Summarize newfields table with pivot table set up like:

Limit the new? filter to y

Then it is a matter of scanning through this table, looking for oddities. What is or is not odd depends on stuff like:

  • what changes/additions were specified for the release

  • which fields already existed

  • a bunch of other hand wavy things

Basically you are looking for things like:

You may need to flip back to the newversion tab to verify only 7 profiles have these fields in the media records (since here we are limited to new fields). If so, and you can’t find evidence that two specific profiles were not supposed to get these fields, then this is an inconsistency. Make a ticket in the release board/sprint!

When you are looking at newversion to verify context, also check stuff like:

  • datasource (optionlist, vocab, or authority)

  • ui_info_group

Things do not always have to be the same, but we do NOT want to introduce accidental, gratuitous inconsistency.

Other

  • Check for typos in field names, labels, and xml_path

  • Check that ui_info_group, ui_path, and ui_field_label are being extracted correctly

    • If any are not, this might indicate issues with messages for fields. Or you may need to tweak code in the cspace-config-untangler to fix the ui label extract. Problems with this are often related to form field info not matching up with field definition info because the ns_for_id isn’t getting set correctly.
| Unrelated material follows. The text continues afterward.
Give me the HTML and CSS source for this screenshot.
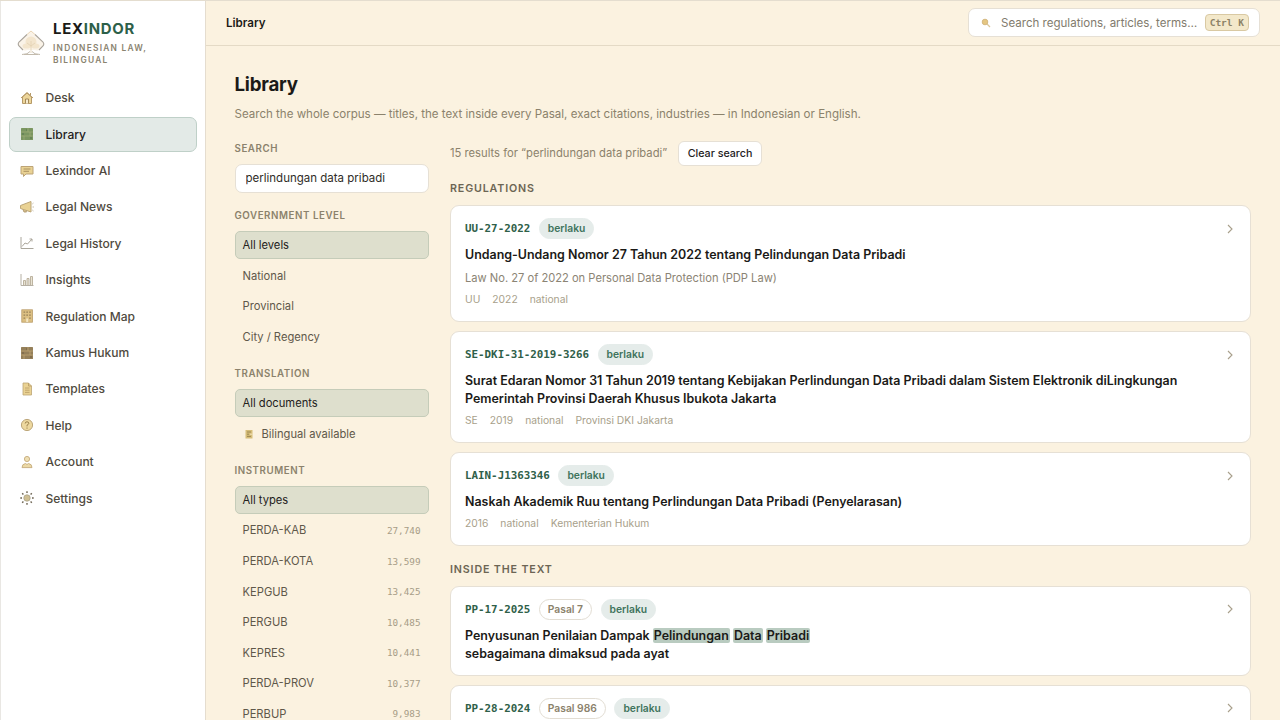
FILE: index.html
```html
<!DOCTYPE html>
<html lang="en">

<head>
  <meta charset="utf-8" />
  <meta name="viewport" content="width=device-width, initial-scale=1" />
  <title>Library - Lexindor</title>
  <link rel="stylesheet" href="styles.css">
</head>

<body>
  <div class="app">
    <aside class="sidebar">
      <a class="brand" href="#">
        <svg class="brand-logo" viewBox="0 0 28 26">
          <path d="M14 1 L26 12 Q27.5 14 26 16 L22 20 Q20 21 18 20 H10 Q8 21 6 20 L2 16 Q.5 14 2 12 Z" fill="#faf3e8" />
          <path d="M10 4.5 L2 12 Q.5 14 2 16 L6 20 M18 4.5 L26 12 Q27.5 14 26 16 L22 20" fill="none" stroke="#aaa49b" stroke-width="1.1" />
          <path d="M10 4.5 L14 1 L18 4.5" fill="none" stroke="#ead5b5" />
          <circle cx="14" cy="12" r="5.5" fill="#f3e5cd" />
          <ellipse cx="9.5" cy="16" rx="4" ry="2.6" fill="#f3e5cd" />
          <ellipse cx="18.5" cy="16" rx="4" ry="2.6" fill="#f3e5cd" />
          <path d="M14 11 V23 M14 16 L10 13 M14 16 L18 13" stroke="#e3d2b2" stroke-width=".8" fill="none" />
          <path d="M5 24.5 Q11 24.5 13 21.5 M23 24.5 Q17 24.5 15 21.5 M7 24.5 H21" fill="none" stroke="#c3bbad" />
        </svg>
        <div>
          <div class="brand-name">LEX<span>INDOR</span></div>
          <div class="brand-tag">Indonesian law, bilingual</div>
        </div>
      </a>
      <nav class="nav">
        <a class="nav-item" href="#">
          <svg viewBox="0 0 14 14" class="icon"><path d="M2.5 6 V12.5 H11.5 V6 L7 2 Z" fill="#ecd59a" stroke="#b69a68" /><path d="M1 7 L7 1.5 L13 7 M10.5 2 V4.5" fill="none" stroke="#b69a68" /><path d="M5.5 12.5 V8 H8.5 V12.5" fill="#f7ecd0" stroke="#a48858" /></svg>
          Desk
        </a>
        <a class="nav-item active" href="#">
          <svg viewBox="0 0 14 14" class="icon"><rect x="1" y="1" width="12" height="12" rx=".5" fill="#7b9661" /><path d="M1 5 H13 M1 9 H13 M8 1 V5 M10 5 V9 M4 9 V13" stroke="#a0af7a" stroke-width=".7" /><path d="M2 7 H4 M6 3 H7 M10 11 H12" stroke="#577750" /></svg>
          Library
        </a>
        <a class="nav-item" href="#">
          <svg viewBox="0 0 14 14" class="icon"><path d="M1 2.5 H13 V10 H6 L3.5 12.5 V10 H1 Z" fill="#e9d294" stroke="#bda477" /><path d="M3.5 5 H10.5 M3.5 7.3 H9" stroke="#ab9260" /></svg>
          Lexindor AI
        </a>
        <a class="nav-item" href="#">
          <svg viewBox="0 0 14 14" class="icon"><path d="M.5 5.5 L11 1.5 V12 L.5 8.5 Z" fill="#e9d294" stroke="#bca679" /><path d="M3 9.5 L4 12 H6.5 L5.8 10.5" fill="#d3ba83" stroke="#b6a078" /><path d="M12.3 4 L13.5 3 M12.5 7 H14 M12.3 10 L13.5 11" stroke="#c6bda8" /></svg>
          Legal News
        </a>
        <a class="nav-item" href="#">
          <svg viewBox="0 0 14 14" class="icon"><path d="M1 1 V12.5 H13.5" fill="none" stroke="#aaa69c" /><path d="M2 10.5 L5 7 L7.5 8 L12 3 M9.5 3 H12 V5.5" fill="none" stroke="#aaa59a" /></svg>
          Legal History
        </a>
        <a class="nav-item" href="#">
          <svg viewBox="0 0 14 14" class="icon"><path d="M1 1 V12.5 H13.5" fill="none" stroke="#b6b0a4" /><path d="M3.5 12 V7.5 H5.5 V12 M7 12 V5.5 H9 V12 M10.5 12 V3.5 H12.5 V12" fill="#e9e3d3" stroke="#b7ad98" stroke-width=".9" /></svg>
          Insights
        </a>
        <a class="nav-item" href="#">
          <svg viewBox="0 0 14 14" class="icon"><rect x="1.8" y=".8" width="10.6" height="12.4" fill="#dcc083" stroke="#b99b67" stroke-width=".8" /><path d="M3.5 3.2 H5.2 M6.3 3.2 H8 M9.1 3.2 H10.8 M3.5 6.2 H5.2 M6.3 6.2 H8 M9.1 6.2 H10.8 M3.5 9.2 H5.2 M9.1 9.2 H10.8" stroke="#99825a" stroke-width="1.3" /><path d="M6.2 13 V9.5 H8.2 V13" fill="#f3e5c2" /></svg>
          Regulation Map
        </a>
        <a class="nav-item" href="#">
          <svg viewBox="0 0 14 14" class="icon"><rect x="1" y="1" width="12" height="12" rx=".5" fill="#95805a" /><path d="M1 5 H13 M1 9 H13 M8 1 V5 M10 5 V9 M4 9 V13" stroke="#c4aa77" stroke-width=".7" /><path d="M2 7 H4 M6 3 H7 M10 11 H12" stroke="#725e42" /></svg>
          Kamus Hukum
        </a>
        <a class="nav-item" href="#">
          <svg viewBox="0 0 14 14" class="icon"><path d="M3 1 H8.5 L11.5 4 V13 H3 Z" fill="#ead293" stroke="#bda574" stroke-width=".8" /><path d="M8.5 1 V4 H11.5 M5 6 H9.5 M5 8.2 H9.5 M5 10.4 H9.5" fill="none" stroke="#b79b64" stroke-width=".8" /></svg>
          Templates
        </a>
        <a class="nav-item" href="#">
          <svg viewBox="0 0 14 14" class="icon"><circle cx="7" cy="7" r="5.6" fill="#edd89f" stroke="#bda77a" /><path d="M5.2 5.5 Q5.2 3.8 7 3.8 Q8.8 3.8 8.8 5.3 Q8.8 6.3 7 7.2 V8.4 M7 9.5 V10.7" fill="none" stroke="#9b814d" /></svg>
          Help
        </a>
        <a class="nav-item" href="#">
          <svg viewBox="0 0 14 14" class="icon"><circle cx="7" cy="4" r="2.6" fill="#efdfb3" stroke="#c5aa7a" stroke-width=".9" /><path d="M2 12.6 Q2 9 5.5 8.5 L7 9.5 L8.5 8.5 Q12 9 12 12.6 Z" fill="#ecd9a6" stroke="#c5aa7a" stroke-width=".9" /></svg>
          Account
        </a>
        <a class="nav-item" href="#">
          <svg viewBox="0 0 14 14" class="icon"><path d="M7 .3 V2 M7 12 V13.7 M.3 7 H2 M12 7 H13.7 M2.2 2.2 L3.4 3.4 M10.6 10.6 L11.8 11.8 M2.2 11.8 L3.4 10.6 M10.6 3.4 L11.8 2.2" stroke="#6c6352" stroke-width="1.4" /><circle cx="7" cy="7" r="3.2" fill="#cfbf93" stroke="#aaa289" stroke-width=".8" /></svg>
          Settings
        </a>
      </nav>
    </aside>

    <div class="main">
      <header class="topbar">
        <div class="crumb">Library</div>
        <div class="quick-search">
          <svg class="search-icon" viewBox="0 0 10 10"><path d="M6 6 L9 9" stroke="#dbc69a" stroke-width="1.2" /><circle cx="4" cy="4" r="2.8" fill="#e5c681" stroke="#d5b981" /></svg>
          <span class="placeholder">Search regulations, articles, terms…</span>
          <kbd>Ctrl K</kbd>
        </div>
      </header>

      <main class="content">
        <h1>Library</h1>
        <p class="lead">Search the whole corpus — titles, the text inside every Pasal, exact citations, industries — in Indonesian or English.</p>

        <div class="columns">
          <div class="filters">
            <section class="filter-group">
              <h2>Search</h2>
              <input class="search-input" type="text" value="perlindungan data pribadi" />
            </section>

            <section class="filter-group">
              <h2>Government level</h2>
              <div class="options">
                <a class="option selected" href="#">All levels</a>
                <a class="option" href="#">National</a>
                <a class="option" href="#">Provincial</a>
                <a class="option" href="#">City / Regency</a>
              </div>
            </section>

            <section class="filter-group">
              <h2>Translation</h2>
              <div class="options">
                <a class="option selected" href="#">All documents</a>
                <a class="option" href="#">
                  <svg class="doc-icon" viewBox="0 0 12 12"><rect x="2.5" y="2" width="7" height="8.5" fill="#d6bd78" /><path d="M4 4 H8 M4 6.2 H6 M4 8.4 H8" stroke="#9b8850" /><path d="M7 6.2 H9.5" stroke="#f1e3bb" /></svg>
                  Bilingual available
                </a>
              </div>
            </section>

            <section class="filter-group">
              <h2>Instrument</h2>
              <div class="options">
                <a class="option selected" href="#">All types</a>
                <a class="option" href="#">PERDA-KAB <span class="count">27,740</span></a>
                <a class="option" href="#">PERDA-KOTA <span class="count">13,599</span></a>
                <a class="option" href="#">KEPGUB <span class="count">13,425</span></a>
                <a class="option" href="#">PERGUB <span class="count">10,485</span></a>
                <a class="option" href="#">KEPRES <span class="count">10,441</span></a>
                <a class="option" href="#">PERDA-PROV <span class="count">10,377</span></a>
                <a class="option" href="#">PERBUP <span class="count">9,983</span></a>
              </div>
            </section>
          </div>

          <div class="results">
            <div class="summary">
              <span>15 results for “perlindungan data pribadi”</span>
              <button class="clear">Clear search</button>
            </div>

            <h2 class="results-title">Regulations</h2>
            <div class="cards">
              <a class="card" href="#">
                <div class="card-head">
                  <span class="code">UU-27-2022</span>
                  <span class="pill">berlaku</span>
                  <svg class="chevron" viewBox="0 0 10 10"><path d="M3 1 L7 5 L3 9" /></svg>
                </div>
                <div class="title">Undang-Undang Nomor 27 Tahun 2022 tentang Pelindungan Data Pribadi</div>
                <div class="subtitle">Law No. 27 of 2022 on Personal Data Protection (PDP Law)</div>
                <div class="meta"><span>UU</span><span>2022</span><span>national</span></div>
              </a>
              <a class="card" href="#">
                <div class="card-head">
                  <span class="code">SE-DKI-31-2019-3266</span>
                  <span class="pill">berlaku</span>
                  <svg class="chevron" viewBox="0 0 10 10"><path d="M3 1 L7 5 L3 9" /></svg>
                </div>
                <div class="title">Surat Edaran Nomor 31 Tahun 2019 tentang Kebijakan Perlindungan Data Pribadi dalam Sistem Elektronik diLingkungan Pemerintah Provinsi Daerah Khusus Ibukota Jakarta</div>
                <div class="meta"><span>SE</span><span>2019</span><span>national</span><span>Provinsi DKI Jakarta</span></div>
              </a>
              <a class="card" href="#">
                <div class="card-head">
                  <span class="code">LAIN-J1363346</span>
                  <span class="pill">berlaku</span>
                  <svg class="chevron" viewBox="0 0 10 10"><path d="M3 1 L7 5 L3 9" /></svg>
                </div>
                <div class="title">Naskah Akademik Ruu tentang Perlindungan Data Pribadi (Penyelarasan)</div>
                <div class="meta"><span>2016</span><span>national</span><span>Kementerian Hukum</span></div>
              </a>
            </div>

            <h2 class="results-title">Inside the text</h2>
            <div class="cards">
              <a class="card passage" href="#">
                <div class="card-head">
                  <span class="code">PP-17-2025</span>
                  <span class="pill outline">Pasal 7</span>
                  <span class="pill">berlaku</span>
                  <svg class="chevron" viewBox="0 0 10 10"><path d="M3 1 L7 5 L3 9" /></svg>
                </div>
                <div class="title">Penyusunan Penilaian Dampak <mark>Pelindungan</mark> <mark>Data</mark> <mark>Pribadi</mark><br />sebagaimana dimaksud pada ayat</div>
              </a>
              <a class="card passage" href="#">
                <div class="card-head">
                  <span class="code">PP-28-2024</span>
                  <span class="pill outline">Pasal 986</span>
                  <span class="pill">berlaku</span>
                  <svg class="chevron" viewBox="0 0 10 10"><path d="M3 1 L7 5 L3 9" /></svg>
                </div>
                <div class="title"></div>
              </a>
            </div>
          </div>
        </div>
      </main>
    </div>
  </div>
</body>

</html>
```

FILE: styles.css
```css
* {
  box-sizing: border-box;
}

body {
  margin: 0;
  height: 720px;
  overflow: hidden;
  font-family: Inter, sans-serif;
  font-size: 12px;
  color: #1b1a17;
  background: #fbf2e0;
}

a {
  color: inherit;
  text-decoration: none;
}

h1,
h2,
p {
  margin: 0;
}

.app {
  display: flex;
  height: 720px;
  border-top: 1px solid #e4ddcf;
}

/* sidebar */
.sidebar {
  width: 206px;
  flex: none;
  padding: 18px 8.5px 0 8px;
  background: #fff;
  border-left: 1px solid #e9e7e3;
  border-right: 1px solid #e5ddcf;
}

.brand {
  display: flex;
  align-items: center;
  gap: 8px;
  padding-left: 8px;
  margin-bottom: 14px;
}

.brand-logo {
  width: 28px;
  height: 26px;
  flex: none;
}

.brand-name {
  font-size: 14.9px;
  line-height: 20px;
  font-weight: 700;
  letter-spacing: 0.75px;
}

.brand-name span {
  color: #2d6049;
}

.brand-tag {
  width: 110px;
  margin-top: 2.5px;
  font-size: 8.4px;
  line-height: 12.4px;
  font-weight: 600;
  letter-spacing: 1.23px;
  text-transform: uppercase;
  color: #8a8370;
}

.nav {
  display: flex;
  flex-direction: column;
  gap: 1.4px;
}

.nav-item {
  display: flex;
  align-items: center;
  gap: 11.5px;
  height: 35px;
  padding-left: 10px;
  border: 1px solid transparent;
  border-radius: 7px;
  font-size: 12.05px;
  font-weight: 500;
  color: #4f4a3e;
}

.nav-item.active {
  background: #e3eae7;
  border-color: #bfd0c8;
  color: #23211c;
}

.icon {
  width: 14px;
  height: 14px;
}

/* top bar */
.main {
  flex: 1;
  min-width: 0;
}

.topbar {
  display: flex;
  align-items: center;
  justify-content: space-between;
  height: 45px;
  padding: 0 20px 1px;
  border-bottom: 1px solid #e4dac6;
}

.crumb {
  font-size: 11.6px;
  font-weight: 600;
}

.quick-search {
  display: flex;
  align-items: center;
  width: 292px;
  height: 29px;
  padding: 0 10px 0 12px;
  background: #fff;
  border: 1px solid #e6e0d5;
  border-radius: 7px;
}

.search-icon {
  width: 10px;
  height: 10px;
  margin-right: 10px;
}

.placeholder {
  flex: 1;
  font-size: 11.55px;
  white-space: nowrap;
  color: #827b6d;
}

kbd {
  height: 17px;
  padding: 0 4px;
  font-family: "DejaVu Sans Mono", monospace;
  font-size: 9.5px;
  line-height: 15px;
  font-weight: 600;
  white-space: nowrap;
  color: #8c8266;
  background: #f3e8ca;
  border: 1px solid #d9c9a3;
  border-radius: 4px;
}

/* page */
.content {
  padding: 27px 29px 0 28.5px;
}

h1 {
  font-size: 18.7px;
  line-height: 24px;
  font-weight: 700;
  letter-spacing: -0.2px;
}

.lead {
  margin-top: 7.5px;
  line-height: 18px;
  font-size: 11.55px;
  color: #8b826c;
}

.columns {
  display: flex;
  gap: 21.5px;
  margin-top: 18px;
}

.filters {
  width: 194px;
  flex: none;
}

.filter-group {
  margin-bottom: 15.3px;
}

.filter-group h2 {
  font-size: 9.75px;
  line-height: 16px;
  font-weight: 600;
  letter-spacing: 0.55px;
  text-transform: uppercase;
  color: #8b826c;
}

.search-input {
  display: block;
  width: 100%;
  height: 29.5px;
  margin-top: 7px;
  padding: 0 10px;
  font-family: inherit;
  font-size: 11.5px;
  color: #302d27;
  background: #fff;
  border: 1px solid #e6e0d5;
  border-radius: 7px;
}

.options {
  display: flex;
  flex-direction: column;
  gap: 2px;
  margin-top: 6.5px;
}

.option {
  display: flex;
  align-items: center;
  height: 28.55px;
  padding: 0 7px;
  border: 1px solid transparent;
  border-radius: 5px;
  font-size: 11.2px;
  color: #5f584a;
}

.option.selected {
  background: #dedfcd;
  border-color: #c5ccb9;
  color: #23211c;
}

.doc-icon {
  width: 12px;
  height: 12px;
  margin-right: 7px;
}

.count {
  margin-left: auto;
  font-family: "DejaVu Sans Mono", monospace;
  font-size: 9.3px;
  color: #a79d87;
}

/* results */
.results {
  flex: 1;
  min-width: 0;
}

.summary {
  display: flex;
  align-items: center;
  gap: 11px;
  height: 25px;
  color: #8b826c;
  font-size: 11.23px;
}

.clear {
  height: 25px;
  padding: 0 8.5px;
  font-family: inherit;
  font-size: 10.7px;
  font-weight: 500;
  color: #23211c;
  background: #fff;
  border: 1px solid #e6e0d5;
  border-radius: 6px;
}

.results-title {
  margin: 15.5px 0 8px;
  font-size: 10.7px;
  line-height: 16px;
  font-weight: 600;
  letter-spacing: 0.85px;
  text-transform: uppercase;
  color: #6c6554;
}

.cards {
  display: flex;
  flex-direction: column;
  gap: 9px;
}

.card {
  display: block;
  padding: 12px 14px 14px;
  background: #fff;
  border: 1px solid #e6e0d5;
  border-radius: 9px;
}

.card-head {
  display: flex;
  align-items: center;
  height: 21px;
}

.code {
  font-family: "DejaVu Sans Mono", monospace;
  font-size: 10.85px;
  font-weight: 600;
  color: #2f6049;
}

.pill {
  height: 21px;
  margin-left: 8.5px;
  padding: 0 8px;
  font-size: 10.3px;
  line-height: 19px;
  font-weight: 600;
  color: #3f745d;
  background: #e5ecea;
  border: 1px solid #e5ecea;
  border-radius: 11px;
}

.pill.outline {
  color: #8b826c;
  background: #fff;
  border-color: #e2ddd3;
}

.chevron {
  width: 10px;
  height: 10px;
  margin-left: auto;
  margin-right: 1px;
  fill: none;
  stroke: #a89f8b;
  stroke-width: 1.1;
}

.title {
  margin-top: 7px;
  font-size: 12.45px;
  line-height: 18px;
  font-weight: 600;
}

.subtitle {
  margin-top: 6px;
  font-size: 11.15px;
  line-height: 17px;
  color: #8b8474;
}

.meta {
  display: flex;
  gap: 12px;
  margin-top: 5px;
  font-size: 10.3px;
  line-height: 15px;
  color: #a89f8b;
}

.passage {
  padding-bottom: 12px;
}

mark {
  padding: 0 1px;
  color: inherit;
  background: #b9cbc0;
  border-radius: 2px;
}
```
Generate and validate record mappers from new configs

Record mappers are JSON files containing the information needed to programmatically data into CollectionSpace XML records. See data documentation for more details.

This process is documented in the cspace-config-untangler application documentation.

You do not need to generate a mapper manifest until the release goes live and its mappers need to be added to the CSV Importer.

This process will highlight anything preventing creation of usable mappers. Usually this is related to whether a CS XML namespace has been identified properly for each field.

This may require updates to the UI config to express field namespaces in a consistent way, or it may require tweaks to the untangler code to properly pull out the namespaces.